Однажды мы задержали человека, который пускал ракеты для немецкой авиации. Сдали его в милицию и ушли. А этот диверсант во время допроса как врезал милиционеру! – и сбежал через окно; так и не поймали его потом.
А во второй раз, патрулируя свой участок, мы увидели, что кто-то из кустарника пускает ракеты в направлении военного городка, наводя на него немецкую авиацию. Мы окружили этот кустарник и задержали там одного литовца, правда, ракетницы при нем мы так и не нашли, но были абсолютно уверены, что это делал именно он, другому больше некому было. Мы его, конечно, арестовали и повели сдавать военным, т. к. сами мы ничего предпринимать не могли. Но по дороге мы встретили взвод солдат в новенькой форме, объяснили их командиру, в чем дело. Этот лейтенант проверил его документы, причем литовец в это время ехидно улыбался, и… отпустил его. Мы попытались возразить, но он нам сказал: «Это беженец из Литвы, оставьте его в покое». Наш старший лейтенант, которому, возвратившись, мы все рассказали, равнодушно как-то заметил: «Наверное, вы ошиблись». Только позже я подумал, что скорее всего это был отряд немецких диверсантов, я почти уверен в этом. Ведь еще когда мы их встретили, нас очень удивило, что все они были в новой, что называется, «с иголочки» форме, а ведь мы постоянно общались с военными и никогда никого не видели в новенькой форме. Но почему они нас не убили? Ведь нас было всего шесть человек. Не знаю, может, они сильно спешили, а может, не хотели поднимать лишнего шума.

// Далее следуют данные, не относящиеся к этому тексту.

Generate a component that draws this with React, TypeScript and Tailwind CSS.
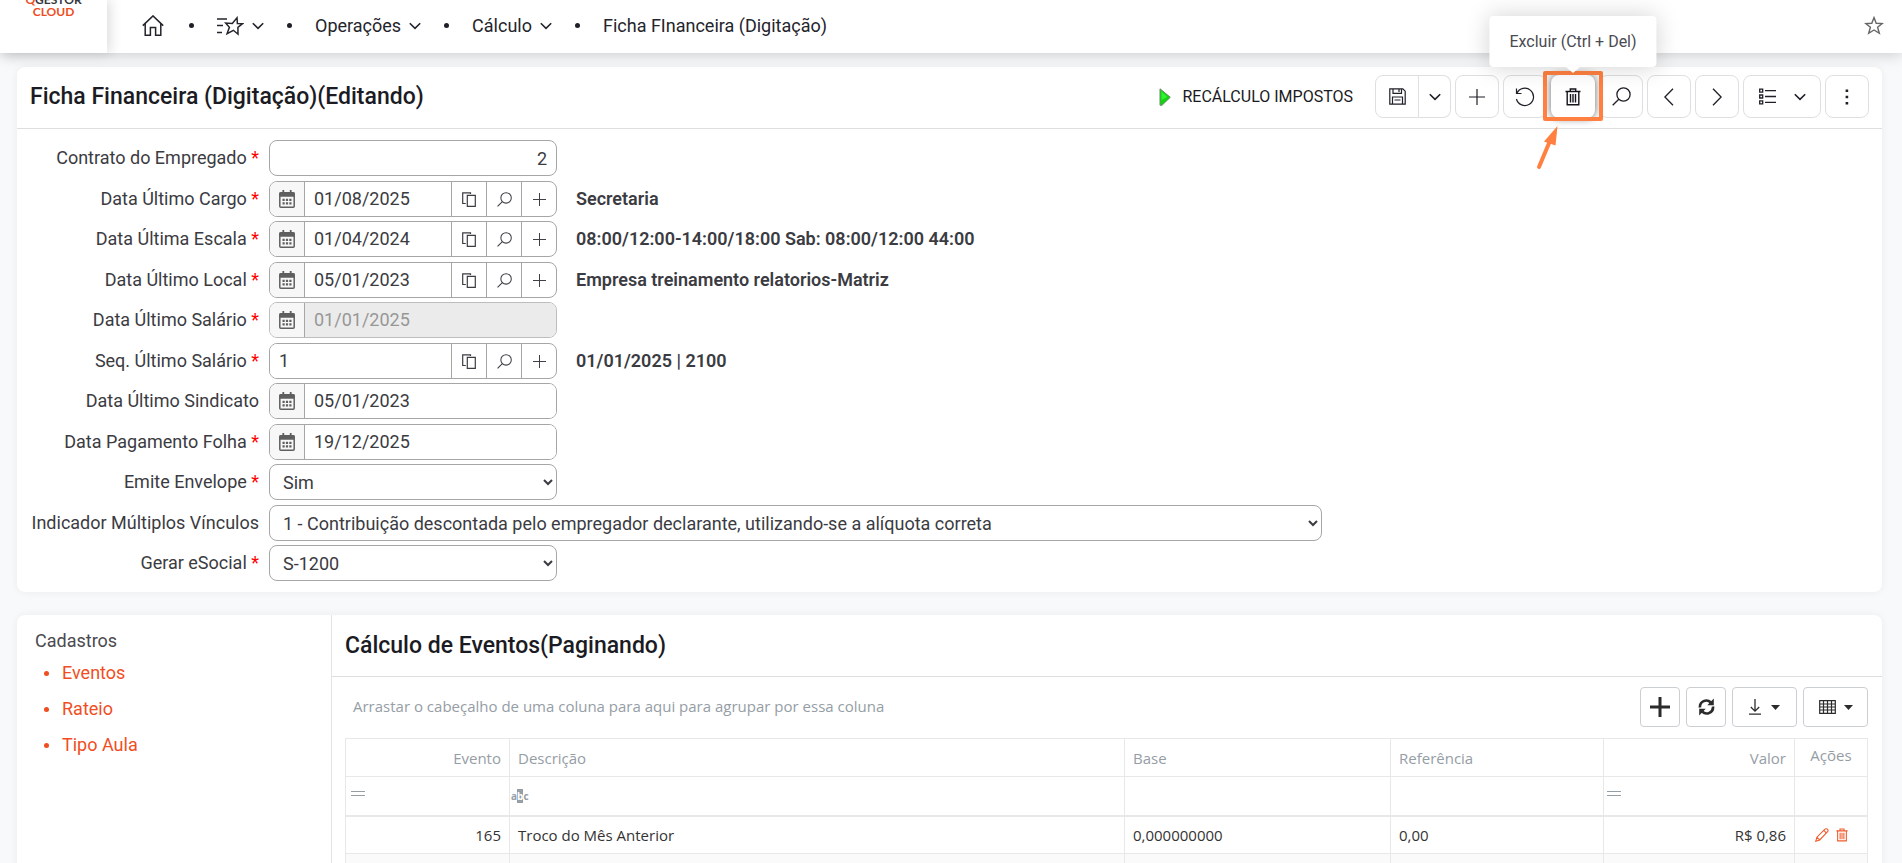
import React, { useState } from 'react';

interface IconProps {
  className?: string;
}

interface ToolButtonProps {
  label: string;
  className?: string;
  children: React.ReactNode;
}

interface FieldProps {
  id: string;
  label: string;
  required?: boolean;
  info?: string;
  children: React.ReactNode;
}

interface LookupFieldProps {
  id: string;
  label: string;
  value: string;
  required?: boolean;
  calendar?: boolean;
  lookup?: boolean;
  disabled?: boolean;
  info?: string;
}

interface EventRow {
  evento: string;
  descricao: string;
  base: string;
  referencia: string;
  valor: string;
}

const eventRows: EventRow[] = [
  { evento: '165', descricao: 'Troco do Mês Anterior', base: '0,000000000', referencia: '0,00', valor: 'R$ 0,86' },
];

const sidebarLinks = ['Eventos', 'Rateio', 'Tipo Aula'];

/* ---------- icons ---------- */

const HomeIcon: React.FC<IconProps> = ({ className }) => (
  <svg viewBox="0 0 22 21" className={className} fill="none" stroke="currentColor" strokeWidth="1.5">
    <path d="M.8 10.6 11 .9l10.2 9.7M3.2 8.8v11.4h5.2v-7.6h5.2v7.6h5.2V8.8" />
  </svg>
);

const StarIcon: React.FC<IconProps> = ({ className }) => (
  <svg viewBox="0 0 20 19" className={className} fill="none" stroke="currentColor" strokeWidth="1.4">
    <path d="m10 1.6 2.2 5.6 6.1.3-4.7 3.8 1.7 6L10 14l-5.3 3.3 1.7-6-4.7-3.8 6.1-.3z" />
  </svg>
);

const FavoritesIcon: React.FC<IconProps> = ({ className }) => (
  <svg viewBox="0 0 27 20" className={className} fill="none" stroke="currentColor" strokeWidth="1.5">
    <path d="M0 3h10M0 9.600h6M0 16.500h5" />
    <path d="m20 1.800.4 5.700 5.200.2-4.700 3.700.1 6.800-4.600-3.900-6.300 3.300 2.300-6.300-3.700-4.300 6.600.4z" />
  </svg>
);

const ChevronDown: React.FC<IconProps> = ({ className }) => (
  <svg viewBox="0 0 12 8" className={className} fill="none" stroke="currentColor" strokeWidth="1.6">
    <path d="m.8 1.2 5.2 5.2 5.2-5.2" />
  </svg>
);

const PlayIcon: React.FC<IconProps> = ({ className }) => (
  <svg viewBox="0 0 12 18" className={className}>
    <path d="M1 .8 11.300 9.300 3 17.200H1z" fill="#10d410" stroke="#6a8a6a" strokeWidth="1" />
    <path d="M2.500 3.500 8.500 9l-6 3z" fill="#2ef52e" />
  </svg>
);

const SaveIcon: React.FC<IconProps> = ({ className }) => (
  <svg viewBox="0 0 17 17" className={className} fill="none" stroke="currentColor" strokeWidth="1.2">
    <path d="M.8.8h13l2.400 2.400v13H.8zM4 .8v4.500h8.500V.8M3.500 16V9h10v7M5.500 12h6M10 1.500V4" />
  </svg>
);

const PlusIcon: React.FC<IconProps> = ({ className }) => (
  <svg viewBox="0 0 16 16" className={className} fill="none" stroke="currentColor" strokeWidth="1.200">
    <path d="M8 0v16M0 8h16" />
  </svg>
);

const UndoIcon: React.FC<IconProps> = ({ className }) => (
  <svg viewBox="0 0 20 20" className={className} fill="none" stroke="currentColor" strokeWidth="1.2">
    <path d="M1.500 1.500v5h5M1.900 6.300a8.700 8.700 0 1 1-.5 5.700" />
  </svg>
);

const TrashIcon: React.FC<IconProps> = ({ className }) => (
  <svg viewBox="0 0 16 18" className={className} fill="none" stroke="currentColor" strokeWidth="1.4">
    <path d="M.5 3.500h15M5.300 3V1h5.400v2M2.200 3.500v13.300h11.600V3.500M5.500 6v8.500M8 6v8.500M10.500 6v8.500" />
  </svg>
);

const SearchIcon: React.FC<IconProps> = ({ className }) => (
  <svg viewBox="0 0 19 19" className={className} fill="none" stroke="currentColor" strokeWidth="1.3">
    <circle cx="11.500" cy="7.500" r="6.600" />
    <path d="M6.800 12.200.7 18.300" />
  </svg>
);

const PrevIcon: React.FC<IconProps> = ({ className }) => (
  <svg viewBox="0 0 10 18" className={className} fill="none" stroke="currentColor" strokeWidth="1.3">
    <path d="M9 .8.9 9 9 17.200" />
  </svg>
);

const NextIcon: React.FC<IconProps> = ({ className }) => (
  <svg viewBox="0 0 10 18" className={className} fill="none" stroke="currentColor" strokeWidth="1.3">
    <path d="M1 .8 9.100 9 1 17.200" />
  </svg>
);

const ListIcon: React.FC<IconProps> = ({ className }) => (
  <svg viewBox="0 0 17 17" className={className} fill="none" stroke="currentColor" strokeWidth="1.3">
    <path d="M.7 1.200h3v3h-3zM.7 7h3v3h-3zM.7 12.800h3v3h-3zM6 2.700h11M6 8.500h11M6 14.300h11" />
  </svg>
);

const DotsIcon: React.FC<IconProps> = ({ className }) => (
  <svg viewBox="0 0 4 16" className={className} fill="currentColor">
    <path d="M.6.500h2.600v2.600H.6zM.6 6.700h2.600v2.600H.6zM.6 12.900h2.600v2.600H.6z" />
  </svg>
);

const CalendarIcon: React.FC<IconProps> = ({ className }) => (
  <svg viewBox="0 0 16 18" className={className}>
    <path d="M4.300 0v3M11.700 0v3" stroke="currentColor" strokeWidth="1.8" />
    <rect x=".8" y="2.800" width="14.400" height="14.400" rx="1" fill="none" stroke="currentColor" strokeWidth="1.5" />
    <path d="M.5 2.500h15v4.300H.5z" fill="currentColor" />
    <path
      d="M3.500 8.700h2.200v2.200H3.500zM6.900 8.700h2.200v2.200H6.900zM10.300 8.700h2.200v2.200h-2.200zM3.500 12.200h2.200v2.200H3.500zM6.900 12.200h2.200v2.200H6.900zM10.300 12.200h2.200v2.200h-2.200z"
      fill="currentColor"
    />
  </svg>
);

const CopyIcon: React.FC<IconProps> = ({ className }) => (
  <svg viewBox="0 0 14 15" className={className} fill="none" stroke="currentColor" strokeWidth="1.2">
    <path d="M5.300 3.300h8v11h-8zM3.800 11.500H.7V.8h7.800v1.200" />
  </svg>
);

const RefreshIcon: React.FC<IconProps> = ({ className }) => (
  <svg viewBox="0 0 17 18" className={className}>
    <path d="M2 9.500A6.300 6.300 0 0 1 12.800 4.500M15 8.500A6.300 6.300 0 0 1 4.200 13.500" fill="none" stroke="currentColor" strokeWidth="2.6" />
    <path d="M15.800.5v6.800H9.300zM1.200 17.500v-6.800h6.500z" fill="currentColor" />
  </svg>
);

const DownloadIcon: React.FC<IconProps> = ({ className }) => (
  <svg viewBox="0 0 12 16" className={className} fill="none" stroke="currentColor" strokeWidth="1.3">
    <path d="M6 0v12M1.800 8 6 12.200 10.200 8M0 15.200h12" />
  </svg>
);

const GridIcon: React.FC<IconProps> = ({ className }) => (
  <svg viewBox="0 0 17 14" className={className} fill="none" stroke="currentColor" strokeWidth="1.2">
    <path d="M.7.7h15.600v12.600H.7zM.7 4h15.600M.7 7h15.600M.7 10h15.600M4.500.7v12.600M8.500.7v12.600M12.500.7v12.600" />
  </svg>
);

const CaretIcon: React.FC<IconProps> = ({ className }) => (
  <svg viewBox="0 0 9 5" className={className} fill="currentColor">
    <path d="M0 0h9L4.500 5z" />
  </svg>
);

const EqualsIcon: React.FC<IconProps> = ({ className }) => (
  <svg viewBox="0 0 14 5" className={className} fill="none" stroke="currentColor" strokeWidth="1">
    <path d="M0 .5h14M0 4.500h14" />
  </svg>
);

const EditIcon: React.FC<IconProps> = ({ className }) => (
  <svg viewBox="0 0 14 14" className={className} fill="none" stroke="currentColor" strokeWidth="1.1">
    <path d="m.8 13.200 1.100-4L10 1.200c.7-.7 1.800-.6 2.400 0s.9 1.700.2 2.400L4.700 11.900zM8.800 2.400l2.700 2.700M2 9.300l2.600 2.500" />
  </svg>
);

/* ---------- building blocks ---------- */

const ToolButton: React.FC<ToolButtonProps> = ({ label, className = 'w-11', children }) => (
  <button
    type="button"
    aria-label={label}
    className={`flex h-[43px] items-center justify-center rounded-lg border border-[#dedfe0] bg-white text-[#1f1f27] ${className}`}
  >
    {children}
  </button>
);

const GridButton: React.FC<ToolButtonProps> = ({ label, className = 'w-10', children }) => (
  <button
    type="button"
    aria-label={label}
    className={`flex h-10 items-center justify-center rounded border border-[#cbcfd2] bg-white text-[#2b2b2b] ${className}`}
  >
    {children}
  </button>
);

const Dot = () => <span className="size-[5px] rounded-full bg-[#1f1f27]" />;

const Field: React.FC<FieldProps> = ({ id, label, required, info, children }) => (
  <div className="flex items-center odd:mb-[5px] even:mb-1">
    <label htmlFor={id} className="w-[252px] shrink-0 pr-2.5 pb-px text-right whitespace-nowrap">
      {label}
      {required && <span className="text-[#ff0000]"> *</span>}
    </label>
    {children}
    {info && <span className="ml-[19px] pb-px font-semibold">{info}</span>}
  </div>
);

const LookupField: React.FC<LookupFieldProps> = ({ id, label, value, required, calendar, lookup, disabled, info }) => {
  const [text, setText] = useState(value);

  return (
    <Field id={id} label={label} required={required} info={info}>
      <div className={`flex h-9 w-72 overflow-hidden rounded-lg border ${disabled ? 'border-[#bdbdbd]' : 'border-[#a6a6a6]'}`}>
        {calendar && (
          <button type="button" aria-label="Abrir calendário" className="flex w-[35px] shrink-0 items-center justify-center border-r border-[#a6a6a6] bg-[#f7f7f7] text-[#5f5f5f]">
            <CalendarIcon className="h-[18px] w-4" />
          </button>
        )}
        <input
          id={id}
          value={text}
          disabled={disabled}
          onChange={(e) => setText(e.target.value)}
          className="min-w-0 flex-1 bg-white px-[9px] outline-none disabled:bg-[#ebebeb] disabled:text-[#979797]"
        />
        {lookup && (
          <>
            <button type="button" aria-label="Copiar" className="flex w-[35px] items-center justify-center border-l border-[#a6a6a6]">
              <CopyIcon className="h-[15px] w-3.5" />
            </button>
            <button type="button" aria-label="Pesquisar" className="flex w-[35px] items-center justify-center border-l border-[#a6a6a6]">
              <SearchIcon className="size-[15px]" />
            </button>
            <button type="button" aria-label="Adicionar" className="flex w-[35px] items-center justify-center border-l border-[#a6a6a6]">
              <PlusIcon className="size-[13px]" />
            </button>
          </>
        )}
      </div>
    </Field>
  );
};

const TopBar = () => (
  <header className="relative z-10 flex h-[53px] shrink-0 bg-white shadow-[0_2px_14px_rgba(0,0,0,0.18)]">
    <div className="flex w-[107px] flex-col items-center overflow-hidden bg-white font-[Lato,sans-serif] text-xs leading-3 font-bold shadow-[3px_0_12px_rgba(0,0,0,0.14)]">
      <span className="-mt-1.5 text-[#35383d]">
        <span className="text-[#ee4d22]">Q</span>GESTOR
      </span>
      <span className="text-[#ee4d22]">CLOUD</span>
    </div>
    <nav className="flex flex-1 items-center gap-[23px] pr-[18px] pb-0.5 pl-[35px] text-[#24242c]">
      <a href="#" aria-label="Início" className="pr-0.5">
        <HomeIcon className="h-[21px] w-[22px]" />
      </a>
      <Dot />
      <button type="button" aria-label="Favoritos" className="flex items-center gap-2">
        <FavoritesIcon className="h-5 w-[27px]" />
        <ChevronDown className="h-2 w-3" />
      </button>
      <Dot />
      <button type="button" className="flex items-center gap-2">
        Operações <ChevronDown className="h-2 w-3" />
      </button>
      <Dot />
      <button type="button" className="flex items-center gap-2">
        Cálculo <ChevronDown className="h-2 w-3" />
      </button>
      <Dot />
      <a href="#">Ficha FInanceira (Digitação)</a>
      <button type="button" aria-label="Favoritar" className="ml-auto text-[#666]">
        <StarIcon className="h-[19px] w-5" />
      </button>
    </nav>
  </header>
);

const DeleteButton = () => (
  <div className="relative z-20">
    <button
      type="button"
      aria-label="Excluir"
      aria-describedby="tip-excluir"
      className="flex h-[43px] w-11 items-center justify-center rounded-lg bg-white text-[#14141b] shadow-[0_0_8px_rgba(0,0,0,0.6)]"
    >
      <TrashIcon className="h-[18px] w-4" />
    </button>
    <div className="pointer-events-none absolute -inset-x-2 -top-1 -bottom-[3px] rounded-xs border-4 border-[#ff8040]" />
    <div
      id="tip-excluir"
      role="tooltip"
      className="absolute bottom-[51px] left-1/2 flex h-[51px] -translate-x-1/2 items-center rounded bg-white px-5 text-base whitespace-nowrap text-[#4a4a52] shadow-[0_0_24px_rgba(0,0,0,0.18)]"
    >
      Excluir (Ctrl + Del)
    </div>
    <svg viewBox="0 0 14 6" className="absolute -top-2 left-1/2 h-1.5 w-3.5 -translate-x-1/2" fill="#fff">
      <path d="M0 0h14L7 6z" />
    </svg>
    <svg viewBox="0 0 24 46" className="absolute top-[50px] -left-4 h-[46px] w-6" fill="none">
      <path d="M4 42 14.500 17" stroke="#ff8040" strokeWidth="4" strokeLinecap="round" />
      <path d="M22.500 1 9 16.500l11.500 4z" fill="#ff8040" />
    </svg>
  </div>
);

const Toolbar = () => (
  <div className="flex items-center gap-1">
    <button type="button" className="mr-[18px] flex items-center gap-[11px] text-base text-[#1a1a22]">
      <PlayIcon className="h-[18px] w-3" />
      RECÁLCULO IMPOSTOS
    </button>
    <div className="flex">
      <ToolButton label="Salvar" className="w-11 rounded-r-none">
        <SaveIcon className="size-[17px]" />
      </ToolButton>
      <ToolButton label="Mais opções de salvar" className="w-8 rounded-l-none border-l-0">
        <ChevronDown className="h-2 w-3" />
      </ToolButton>
    </div>
    <ToolButton label="Novo">
      <PlusIcon className="size-4" />
    </ToolButton>
    <ToolButton label="Desfazer">
      <UndoIcon className="size-5" />
    </ToolButton>
    <DeleteButton />
    <ToolButton label="Pesquisar">
      <SearchIcon className="size-[19px]" />
    </ToolButton>
    <ToolButton label="Anterior">
      <PrevIcon className="h-[18px] w-2.5" />
    </ToolButton>
    <ToolButton label="Próximo">
      <NextIcon className="h-[18px] w-2.5" />
    </ToolButton>
    <ToolButton label="Listagem" className="w-[78px] gap-[18px]">
      <ListIcon className="size-[17px]" />
      <ChevronDown className="h-2 w-3" />
    </ToolButton>
    <ToolButton label="Mais">
      <DotsIcon className="h-4 w-1" />
    </ToolButton>
  </div>
);

const PayrollForm = () => (
  <form className="pt-[11px] pb-1.5 text-[#3b3b42]">
    <Field id="contrato" label="Contrato do Empregado" required>
      <input id="contrato" defaultValue="2" className="h-9 w-72 rounded-lg border border-[#a6a6a6] px-[9px] text-right" />
    </Field>
    <LookupField id="cargo" label="Data Último Cargo" value="01/08/2025" required calendar lookup info="Secretaria" />
    <LookupField id="escala" label="Data Última Escala" value="01/04/2024" required calendar lookup info="08:00/12:00-14:00/18:00 Sab: 08:00/12:00 44:00" />
    <LookupField id="local" label="Data Último Local" value="05/01/2023" required calendar lookup info="Empresa treinamento relatorios-Matriz" />
    <LookupField id="salario" label="Data Último Salário" value="01/01/2025" required calendar disabled />
    <LookupField id="seq" label="Seq. Último Salário" value="1" required lookup info="01/01/2025 | 2100" />
    <LookupField id="sindicato" label="Data Último Sindicato" value="05/01/2023" calendar />
    <LookupField id="pagamento" label="Data Pagamento Folha" value="19/12/2025" required calendar />
    <Field id="envelope" label="Emite Envelope" required>
      <select id="envelope" className="h-9 w-72 rounded-lg border border-[#a6a6a6] bg-white pl-[9px]">
        <option>Sim</option>
        <option>Não</option>
      </select>
    </Field>
    <Field id="vinculos" label="Indicador Múltiplos Vínculos">
      <select id="vinculos" className="h-9 w-[1053px] rounded-lg border border-[#a6a6a6] bg-white pl-[9px]">
        <option>1 - Contribuição descontada pelo empregador declarante, utilizando-se a alíquota correta</option>
      </select>
    </Field>
    <Field id="esocial" label="Gerar eSocial" required>
      <select id="esocial" className="h-9 w-72 rounded-lg border border-[#a6a6a6] bg-white pl-[9px]">
        <option>S-1200</option>
      </select>
    </Field>
  </form>
);

const EventsTable = () => (
  <table className="w-full table-fixed border-collapse border border-[#e8e8e8] text-[15px] text-[#333]">
    <colgroup>
      <col className="w-[164px]" />
      <col />
      <col className="w-[266px]" />
      <col className="w-[213px]" />
      <col className="w-[191px]" />
      <col className="w-[73px]" />
    </colgroup>
    <thead className="text-[#959da5]">
      <tr className="h-[38px] border-b border-[#e8e8e8] *:border-r *:border-[#e8e8e8] *:px-2 *:font-normal">
        <th className="text-right">Evento</th>
        <th className="text-left">Descrição</th>
        <th className="text-left">Base</th>
        <th className="text-left">Referência</th>
        <th className="border-r-2 text-right">Valor</th>
        <th className="pb-1.5 text-center">Ações</th>
      </tr>
      <tr className="h-[39px] border-b-2 border-[#e8e8e8] *:border-r *:border-[#e8e8e8]">
        <td className="pl-[5px]">
          <EqualsIcon className="mb-1 h-[5px] w-3.5" />
        </td>
        <td className="pl-px text-[10px] leading-3 font-bold">
          a<span className="bg-[#959da5] text-white">b</span>c
        </td>
        <td />
        <td />
        <td className="border-r-2 pl-[3px]">
          <EqualsIcon className="mb-1 h-[5px] w-3.5" />
        </td>
        <td />
      </tr>
    </thead>
    <tbody>
      {eventRows.map((row) => (
        <tr key={row.evento} className="h-[38px] border-b border-[#e8e8e8] *:border-r *:border-[#e8e8e8] *:px-2">
          <td className="text-right">{row.evento}</td>
          <td>{row.descricao}</td>
          <td>{row.base}</td>
          <td>{row.referencia}</td>
          <td className="border-r-2 text-right">{row.valor}</td>
          <td>
            <div className="flex items-center justify-center gap-[7px] text-[#f0592a]">
              <button type="button" aria-label="Editar">
                <EditIcon className="size-3.5" />
              </button>
              <button type="button" aria-label="Excluir evento">
                <TrashIcon className="h-3.5 w-3" />
              </button>
            </div>
          </td>
        </tr>
      ))}
      <tr className="h-[38px] bg-[#fafafa] *:border-r *:border-[#e8e8e8]">
        <td />
        <td />
        <td />
        <td />
        <td className="border-r-2" />
        <td />
      </tr>
    </tbody>
  </table>
);

const App: React.FC = () => {
  return (
    <div className="flex h-screen flex-col overflow-hidden bg-[#f8f9fb] font-[Roboto,sans-serif] text-lg leading-6">
      <TopBar />
      <main className="flex flex-1 flex-col gap-[23px] pt-3.5 pr-5 pl-[17px]">
        <section className="rounded-lg bg-white shadow-[0_0_8px_rgba(0,0,0,0.06)]">
          <div className="flex h-[62px] items-center justify-between border-b border-[#dedede] pr-[13px] pb-0.5 pl-[13px]">
            <h1 className="text-[23px] font-medium text-[#1b1b24]">Ficha Financeira (Digitação)(Editando)</h1>
            <div className="relative z-20">
              <Toolbar />
            </div>
          </div>
          <PayrollForm />
        </section>

        <section className="flex flex-1 rounded-t-lg bg-white shadow-[0_0_8px_rgba(0,0,0,0.06)]">
          <aside className="w-[315px] shrink-0 border-r border-[#e4e4e4] px-[18px] pt-3.5 text-[#4a4a50]">
            <h2>Cadastros</h2>
            <ul className="mt-2 flex list-none flex-col gap-3 pl-[9px] text-[#f04e1f]">
              {sidebarLinks.map((link) => (
                <li key={link} className="flex items-center gap-[13px]">
                  <span className="size-[5px] rounded-full bg-[#f04e1f]" />
                  <a href="#">{link}</a>
                </li>
              ))}
            </ul>
          </aside>
          <div className="min-w-0 flex-1">
            <div className="flex h-[62px] items-center border-b border-[#dedede] px-[13px]">
              <h2 className="text-[23px] font-medium text-[#1b1b24]">Cálculo de Eventos(Paginando)</h2>
            </div>
            <div className="pt-2.5 pr-3.5 pl-[13px] font-['Open_Sans',sans-serif]">
              <div className="mb-[11px] flex items-center justify-between pl-2">
                <span className="pb-0.5 text-[15px] text-[#959da5]">Arrastar o cabeçalho de uma coluna para aqui para agrupar por essa coluna</span>
                <div className="flex gap-1.5">
                  <GridButton label="Adicionar evento">
                    <svg viewBox="0 0 20 20" className="size-5" stroke="currentColor" strokeWidth="3">
                      <path d="M10 0v20M0 10h20" />
                    </svg>
                  </GridButton>
                  <GridButton label="Atualizar">
                    <RefreshIcon className="h-[18px] w-[17px]" />
                  </GridButton>
                  <GridButton label="Exportar" className="w-[65px] gap-2.5">
                    <DownloadIcon className="h-4 w-3" />
                    <CaretIcon className="h-[5px] w-[9px]" />
                  </GridButton>
                  <GridButton label="Colunas" className="w-[65px] gap-2">
                    <GridIcon className="h-3.5 w-[17px]" />
                    <CaretIcon className="h-[5px] w-[9px]" />
                  </GridButton>
                </div>
              </div>
              <EventsTable />
            </div>
          </div>
        </section>
      </main>
    </div>
  );
};

export default App;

А потом был наш первый бой… Где-то в начале июля мы охраняли какой-то мост через реку, и немцы сбросили десант из 25 человек, чтобы его захватить. А нас было 120 человек, причем мы видели, как они выпрыгивали, как спускались, но наш старший лейтенант запретил нам стрелять, пока они были в воздухе, видите ли, по какой-то конвенции это запрещено… А ведь мы легко могли перестрелять парашютистов в воздухе, но проявили гуманность, ведь тогда мы еще не знали, какие звери на нас напали… Потом их окружили, и начался бой. Мы только убитыми потеряли 12 человек, причем один из них был мальчишка, который просто оказался рядом… Но девятнадцать десантников мы уничтожили, а шестерых взяли в плен. Вели они себя крайне вызывающе и нагло. Кричали «Хайль Гитлер!» и выбрасывали руку в приветствии… А их не то что не расстреляли за это, но даже ни разу не ударили, просто передали воинской части. Вообще за всю войну я ни разу не видел, чтобы к пленным применялось какое-то насилие или тем более, чтобы их убивали. Я в этом бою тоже стрелял, но попал ли в кого тогда, я не знаю.